Exception Handler

An exception handler is a named, recipe-defined sequence that activates when a specified exception condition occurs during normal phase or operation execution. ISA-88 treats exception paths as first-class — every recipe defines what to do when things go wrong, with the same rigour as the happy path.

• Trigger — the condition that activates the handler (named interlock trip, permissive timeout, IPC out of range, operator abort, equipment failure code).
• Scope — the procedural element the handler attaches to (phase, operation, unit procedure, procedure).
• Response — the sequence of phases or operations the handler executes.
• Outcome — the state the recipe reaches after the handler completes (resume, advance, hold for disposition, abort).

• Recovery is repeatable — operators do not invent recovery on the spot; the recipe specifies it.
• Disposition is explicit — handler outcomes tell QA what state the material is in, enabling clean release-or-reject decisions.
• Audit is clear — every exception path is recorded with trigger, actions taken and outcome.
• Validation is bounded — the exception paths are part of the recipe scope; PPQ challenges them.
• CPV is meaningful — exception frequency by handler reveals process noise and CAPA candidates.

• Hold-investigate-resume — phase holds; engineer investigates; operator restarts on resolution; batch continues.
• Hold-disposition-route — phase holds; QA decides reprocess, rework, divert or reject; recipe branches accordingly.
• Safe-state-abort — phase aborts with safe-state sequence (cool jacket, stop agitator, close valves); batch is lost; equipment safe.
• Reroute-to-alternate — recipe takes a pre-validated alternative path (e.g. extended drying time on moisture-high IPC).
• Retry-with-degraded-parameters — phase retries with recipe-defined fallback parameters (e.g. slower mixing speed on torque-high alarm).
• Escalate-to-supervisor — handler signals supervisor via system; supervisor decides next action with full context displayed.

Scope determines which handler activates when multiple are eligible.

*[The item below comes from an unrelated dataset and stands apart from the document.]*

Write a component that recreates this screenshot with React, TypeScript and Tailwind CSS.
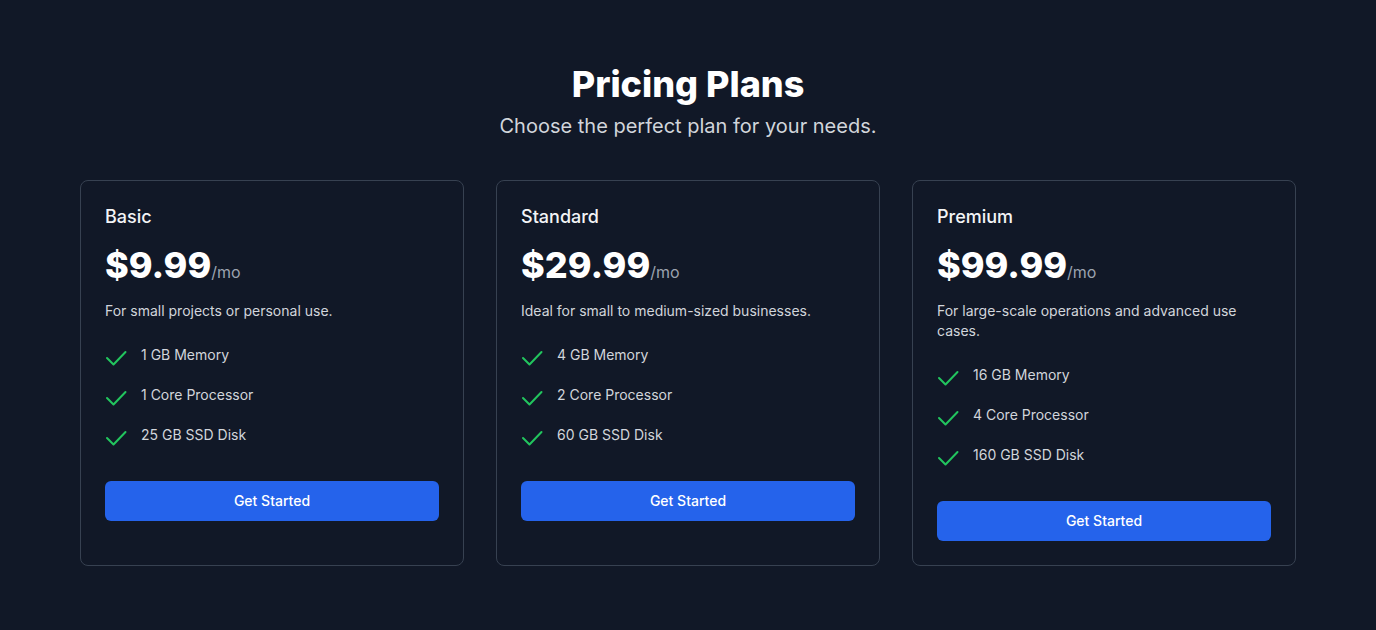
import React from 'react';

interface Plan {
  name: string;
  price: string;
  description: string;
  features: string[];
}

const plans: Plan[] = [
  {
    name: 'Basic',
    price: '$9.99',
    description: 'For small projects or personal use.',
    features: ['1 GB Memory', '1 Core Processor', '25 GB SSD Disk'],
  },
  {
    name: 'Standard',
    price: '$29.99',
    description: 'Ideal for small to medium-sized businesses.',
    features: ['4 GB Memory', '2 Core Processor', '60 GB SSD Disk'],
  },
  {
    name: 'Premium',
    price: '$99.99',
    description: 'For large-scale operations and advanced use cases.',
    features: ['16 GB Memory', '4 Core Processor', '160 GB SSD Disk'],
  },
];

const CheckIcon: React.FC = () => (
  <svg
    className="h-6 w-6 shrink-0 text-[#22c55e]"
    fill="none"
    viewBox="0 0 24 24"
    stroke="currentColor"
    strokeWidth={2}
  >
    <path strokeLinecap="round" strokeLinejoin="round" d="M2 13l6.5 6.5L20.5 7" />
  </svg>
);

const PlanCard: React.FC<{ plan: Plan }> = ({ plan }) => {
  return (
    <div className="flex flex-col rounded-lg border border-[#374151] bg-[#111827] p-6">
      <h3 className="text-lg font-medium leading-6 text-[#f3f4f6]">{plan.name}</h3>
      <div className="mt-4 flex items-baseline">
        <span className="text-4xl font-extrabold text-white">{plan.price}</span>
        <span className="text-base text-[#9ca3af]">/mo</span>
      </div>
      <p className="mt-4 text-sm text-[#d1d5db]">{plan.description}</p>
      <ul className="mt-6 space-y-4">
        {plan.features.map((f) => (
          <li key={f} className="flex items-start gap-3">
            <CheckIcon />
            <span className="text-sm text-[#d1d5db]">{f}</span>
          </li>
        ))}
      </ul>
      <button className="mt-8 h-10 w-full rounded-md bg-[#2563eb] text-sm font-medium text-white">
        Get Started
      </button>
    </div>
  );
};

export default function App() {
  return (
    <div
      className="min-h-screen bg-[#111827] py-16"
      style={{ fontFamily: 'Inter, "Noto Sans", sans-serif' }}
    >
      <div className="mx-auto max-w-7xl px-8">
        <div className="text-center">
          <h2 className="text-4xl font-extrabold text-white">Pricing Plans</h2>
          <p className="mt-2 text-xl text-[#d1d5db]">Choose the perfect plan for your needs.</p>
        </div>
        <div className="mt-10 grid grid-cols-3 gap-8">
          {plans.map((p) => (
            <PlanCard key={p.name} plan={p} />
          ))}
        </div>
      </div>
    </div>
  );
}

ISA-88's principle: nearest scope wins. A phase-level handler trumps an operation-level handler; an operation-level handler trumps a unit-procedure handler. Recipe authors use this to provide:

• Phase-specific responses for known phase failure modes.
• Operation-level fallback when phase-level handler does not match or is exhausted.
• Unit-procedure-level catastrophic handlers ("safe-state and abort").
• Procedure-level handlers for cross-unit coordinated abort (release all units, no orphans).

When an exception fires, the operator UI presents:

1. What triggered the exception (named condition with rationale).
2. Which handler is now active.
3. What the handler is doing currently and what it will do next.
4. What operator action (if any) is required (acknowledge, confirm, escalate).
5. Live status of the recovery sequence as it progresses.

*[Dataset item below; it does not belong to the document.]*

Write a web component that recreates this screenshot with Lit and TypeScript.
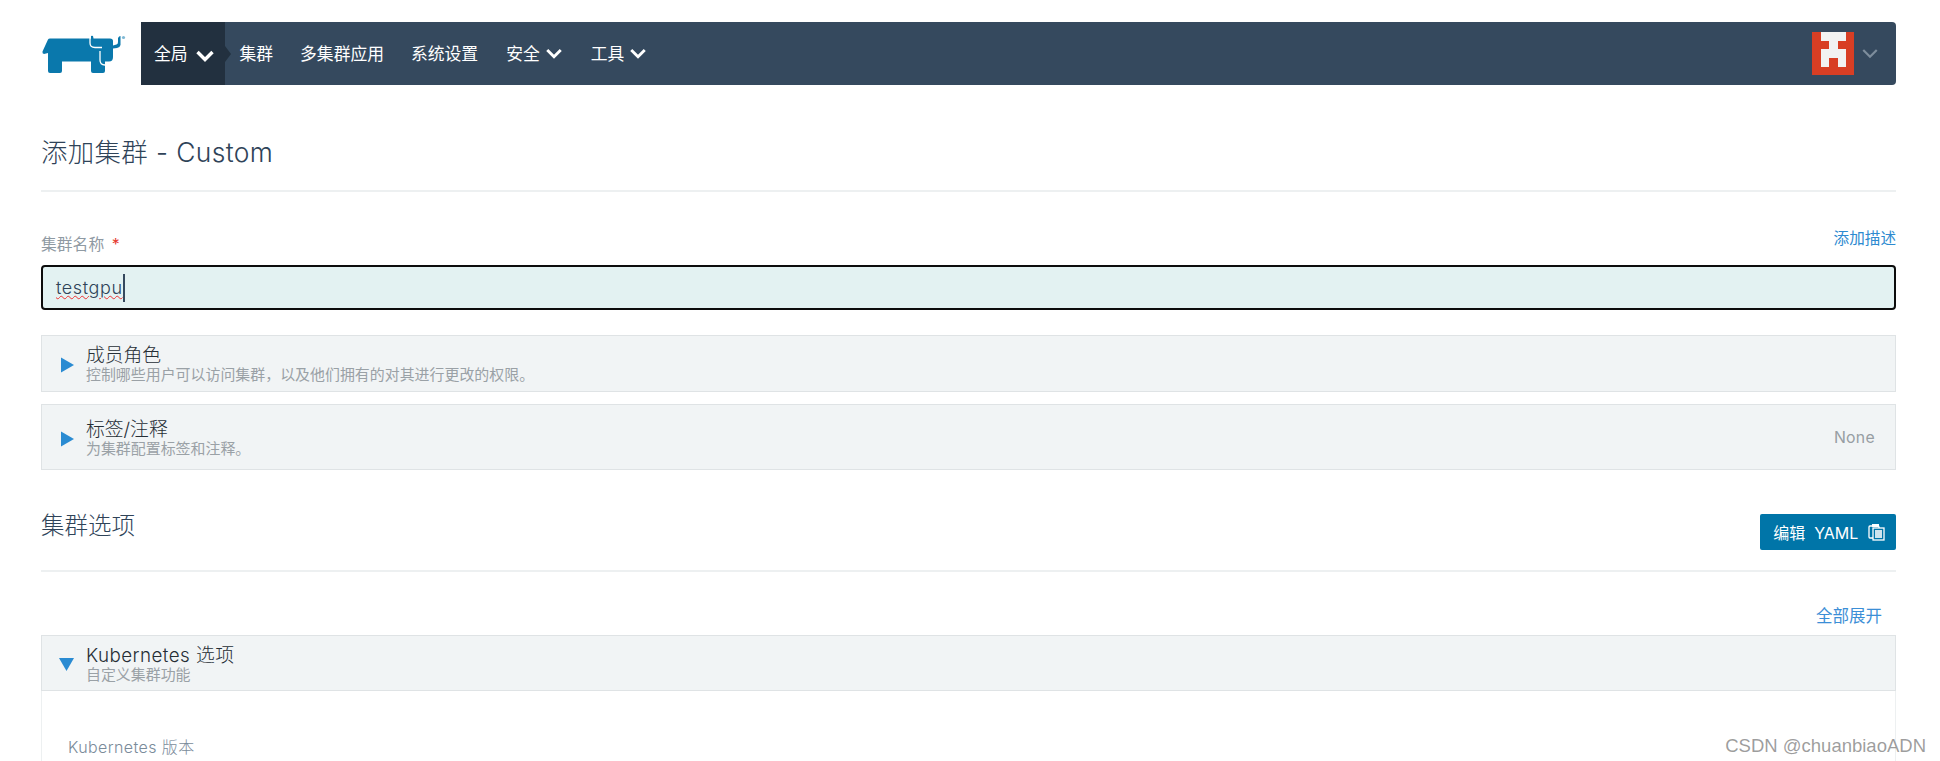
import { LitElement, html, css, svg } from "lit";
import { customElement } from "lit/decorators.js";

const chevron = (w: number, color = "#fff", sw = 3) => html`<svg class="chev" width=${w} height=${Math.round(w * 0.7)} viewBox="0 0 20 14"><path d="M2.5 3 L10 10.5 L17.5 3" fill="none" stroke=${color} stroke-width=${sw}/></svg>`;

const logo = svg`<svg width="86" height="40" viewBox="0 0 86 40">
  <path d="M6 4.5 Q6.5 3.5 8 3.5 L48 3.5 Q49 3.5 49 4 L49 1 Q50 0.5 51 1 L51.5 3.5 L68 3.5 Q71 3.5 71 6 L71 22 Q71 26.5 67 26.5 L63 26.5 L63 36 Q63 38 61 38 L51 38 Q49 38 49 36 L49 26.5 L20 26.5 L20 36 Q20 38 18 38 L8 38 Q6 38 6 36 L6 18 L2 19 Q0 18.5 0.5 16.5 Z" fill="#0a78ac"/>
  <path d="M76 3 Q77 1 78.5 1 L78.5 10 Q78 12.5 75 13 L71 13.5 L71 10.5 L74.5 9.5 Q76 9 76 7 Z" fill="#0a78ac"/>
  <path d="M48 3 L48 8 Q48 12.5 53 12.5 L60 12.5 M58 16 L58 25 Q58 30 63 30 L66 30" fill="none" stroke="#fff" stroke-width="1.3"/>
  <circle cx="81.5" cy="2.5" r="1.6" fill="#7fb8d4"/>
</svg>`;

const avatar = svg`<svg width="42" height="43" viewBox="0 0 42 43" shape-rendering="crispEdges">
  <rect width="42" height="43" fill="#d83e24"/>
  <path d="M8.5 0 H34 V8.5 H25.5 V17 H34 V34.5 H25.5 V26 H17 V34.5 H8.5 V17 H17 V8.5 H8.5 Z" fill="#f2f2f2"/>
</svg>`;

const pasteIcon = svg`<svg width="17" height="18" viewBox="0 0 17 18">
  <rect x="1" y="3" width="10" height="12" rx="1" fill="none" stroke="#fff" stroke-width="1.3"/>
  <rect x="5" y="5" width="11" height="12" fill="#0075a8" stroke="#fff" stroke-width="1.3"/>
  <rect x="7" y="7" width="7" height="8" fill="#cfe4ee"/>
  <rect x="4" y="1" width="7" height="3" fill="#fff"/>
</svg>`;

@customElement("app-root")
export class AppRoot extends LitElement {
  static styles = css`
    :host {
      display: block;
      position: relative;
      height: 761px;
      overflow: hidden;
      background: #fff;
      color: #2f4358;
      font-family: "Inter", "Noto Sans CJK SC", sans-serif;
      font-weight: 400;
    }
    .page { padding: 22px 44px 0 41px; }
    .top { display: flex; height: 63px; }
    .logo { width: 100px; display: flex; align-items: flex-start; padding-top: 13px; box-sizing: border-box; margin-left: 1px; margin-right: -1px; }
    .nav {
      flex: 1;
      display: flex;
      align-items: center;
      background: #35495e;
      border-radius: 0 4px 4px 0;
      color: #fff;
      font-size: 16.8px;
    }
    .nav .item { display: flex; align-items: center; gap: 5px; padding: 0 13.5px; height: 100%; line-height: 60px; }
    .nav .active {
      position: relative;
      width: 84px;
      box-sizing: border-box;
      padding: 0 0 0 13px;
      background: #22303f;
      gap: 7px;
    }
    .nav .active .chev { margin-top: 4px; }
    .nav .active::after {
      content: "";
      position: absolute;
      left: 100%;
      top: 50%;
      margin-top: -8px;
      border-left: 6px solid #22303f;
      border-top: 8px solid transparent;
      border-bottom: 8px solid transparent;
    }
    .nav .shift1 { margin-left: 1px; }
    .nav .spacer { flex: 1; }
    .nav .user { display: flex; align-items: center; gap: 7px; padding-right: 17px; }
    .chev { display: block; }
    .title {
      margin: 0;
      height: 107px;
      box-sizing: border-box;
      padding-top: 28px;
      border-bottom: 2px solid #edf0f1;
      display: flex;
      align-items: center;
      font-size: 26.4px;
      font-weight: 300;
      line-height: 46px;
      letter-spacing: 0.4px;
      white-space: pre;
    }
    .labelrow { display: flex; justify-content: space-between; margin-top: 43px; height: 30px; }
    .label { font-size: 15.8px; color: #8f9aa3; line-height: 18px; padding-top: 1px; }
    .label b { color: #e5372c; font-weight: 400; margin-left: 3px; }
    .desc { font-size: 15.6px; color: #2d8ad0; line-height: 18px; margin-top: -5px; }
    .input {
      height: 45px;
      box-sizing: border-box;
      border: 2px solid #0c0c0c;
      border-radius: 4px;
      background: #e3f2f2;
      display: flex;
      align-items: center;
      padding-left: 13px;
      font-size: 18px;
      letter-spacing: 0.6px;
      font-weight: 300;
    }
    .input span { text-decoration: underline wavy #e33; text-decoration-thickness: 1px; text-underline-offset: 1px; }
    .input i { display: block; width: 2px; height: 28px; background: #35495e; }
    .acc {
      display: flex;
      align-items: center;
      box-sizing: border-box;
      background: #f1f4f5;
      border: 1px solid #dfe3e5;
      padding-left: 19px;
    }
    .acc .tri { flex: none; display: block; margin-top: 3px; overflow: visible; }
    .acc .head { flex: 1; padding-top: 2px; }
    .acc .t { font-size: 18.8px; line-height: 21px; color: #262e35; font-weight: 300; }
    .acc .t.wide { letter-spacing: 0.45px; }
    .acc .s { font-size: 14.95px; line-height: 18px; color: #9aa1a6; }
    .a1 { height: 57px; margin-top: 25px; }
    .a2 { height: 66px; margin-top: 12px; }
    .a3 { height: 56px; }
    .acc .none { font-size: 15.8px; color: #979ea3; padding-right: 20px; letter-spacing: 0.3px; }
    .section {
      display: flex;
      justify-content: space-between;
      height: 71px;
      box-sizing: border-box;
      margin-top: 31px;
      border-bottom: 2px solid #edf0f1;
    }
    .section h2 { margin: 0; font-size: 23.5px; font-weight: 300; line-height: 28px; padding-top: 11px; }
    .btn {
      align-self: flex-start;
      margin-top: 13px;
      width: 136px;
      height: 36px;
      box-sizing: border-box;
      display: flex;
      align-items: center;
      justify-content: center;
      gap: 5px;
      padding-left: 2px;
      background: #0075a8;
      color: #fff;
      border-radius: 2px;
      font-size: 16px;
      white-space: pre;
    }
    .expand { display: flex; justify-content: flex-end; padding: 33px 14px 0 0; height: 63px; box-sizing: border-box; font-size: 16.5px; color: #3b8ed6; line-height: 22px; }
    .body {
      border: 1px solid #edf0f1;
      border-top: none;
      padding: 43px 26px 0;
      height: 120px;
      box-sizing: border-box;
      font-size: 16px;
      font-weight: 300;
      letter-spacing: 0.4px;
      color: #7a8b9a;
      white-space: pre;
    }
    .mark {
      position: absolute;
      right: 14px;
      bottom: 5px;
      font-family: "Liberation Sans", sans-serif;
      font-size: 18.5px;
      color: rgba(120, 120, 120, 0.72);
      line-height: 20px;
    }
  `;

  render() {
    const tri = (down = false) => html`<svg class="tri" width="25" height="16" viewBox="0 0 25 16"><path d=${down ? "M-2 1 H13 L5.5 14 Z" : "M0 0.5 L13 8 L0 15.5 Z"} fill="#2a8bd2"/></svg>`;
    return html`
      <div class="page">
        <header class="top">
          <div class="logo">${logo}</div>
          <nav class="nav">
            <div class="item active">全局 ${chevron(20, "#fff", 3.4)}</div>
            <div class="item shift1">集群</div>
            <div class="item">多集群应用</div>
            <div class="item">系统设置</div>
            <div class="item shift1">安全 ${chevron(18, "#fff", 3.2)}</div>
            <div class="item shift1">工具 ${chevron(18, "#fff", 3.2)}</div>
            <div class="spacer"></div>
            <div class="user">${avatar}${chevron(18, "#7d8d9c", 2.4)}</div>
          </nav>
        </header>
        <h1 class="title">添加集群 - Custom</h1>
        <div class="labelrow">
          <div class="label">集群名称 <b>*</b></div>
          <div class="desc">添加描述</div>
        </div>
        <div class="input"><span>testgpu</span><i></i></div>
        <div class="acc a1">${tri()}<div class="head"><div class="t">成员角色</div><div class="s">控制哪些用户可以访问集群，以及他们拥有的对其进行更改的权限。</div></div></div>
        <div class="acc a2">${tri()}<div class="head"><div class="t">标签/注释</div><div class="s">为集群配置标签和注释。</div></div><div class="none">None</div></div>
        <div class="section">
          <h2>集群选项</h2>
          <div class="btn">编辑  YAML ${pasteIcon}</div>
        </div>
        <div class="expand">全部展开</div>
        <div class="acc a3">${tri(true)}<div class="head"><div class="t wide">Kubernetes 选项</div><div class="s">自定义集群功能</div></div></div>
        <div class="body">Kubernetes 版本</div>
      </div>
      <div class="mark">CSDN @chuanbiaoADN</div>
    `;
  }
}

The anti-pattern: a beep, a code, and an operator left to recall the recovery from training.

• Trigger event captured with timestamp, source, condition value, batch and phase context.
• Handler activation recorded — which handler at which scope.
• Each handler step logged with timestamp and outcome.
• Handler outcome recorded — resumed, advanced, held, aborted — with material disposition implication.
• eBR section per exception aggregating the trace, visible at review-by-exception scan.
• Aggregated across batches for CPV — exception count by trigger by recipe by equipment.

• Pharma — moisture-high after drying triggers extended-dry handler with re-sampling; recurring trigger flags drier performance trend.
• Biopharma — pH out of range during fermentation triggers controlled-feed-adjustment handler before escalating to hold-for-investigation.
• Food — pasteuriser temperature dip triggers flow-divert handler returning product to balance tank; recipe re-pasteurises automatically.
• Cosmetics — viscosity-low after emulsification triggers extended-mix handler; persistent fail routes to rework recipe.
• Chemicals — exotherm rate above limit triggers feed-stop and cooling-ramp handler; pressure spike beyond second threshold triggers safe-state abort.

• No handlers defined — every exception holds for engineering intervention, killing throughput and creating ad-hoc deviation entries.
• Handlers only for safety, none for operational exceptions — recoverable trips become wasted batches.
• Handler logic baked into phase code — invisible to recipe reviewers, validation gap.
• Handler outcomes not recorded — eBR shows 'exception occurred' with no record of what was done.
• Operator UI does not surface handler progress — operators panic, abort handlers, defeat their value.
• No CPV analysis of exception frequencies — process noise normalised, recurring trips never investigated.
• Disposition decisions inside handlers without QA gate — material moves forward without quality oversight.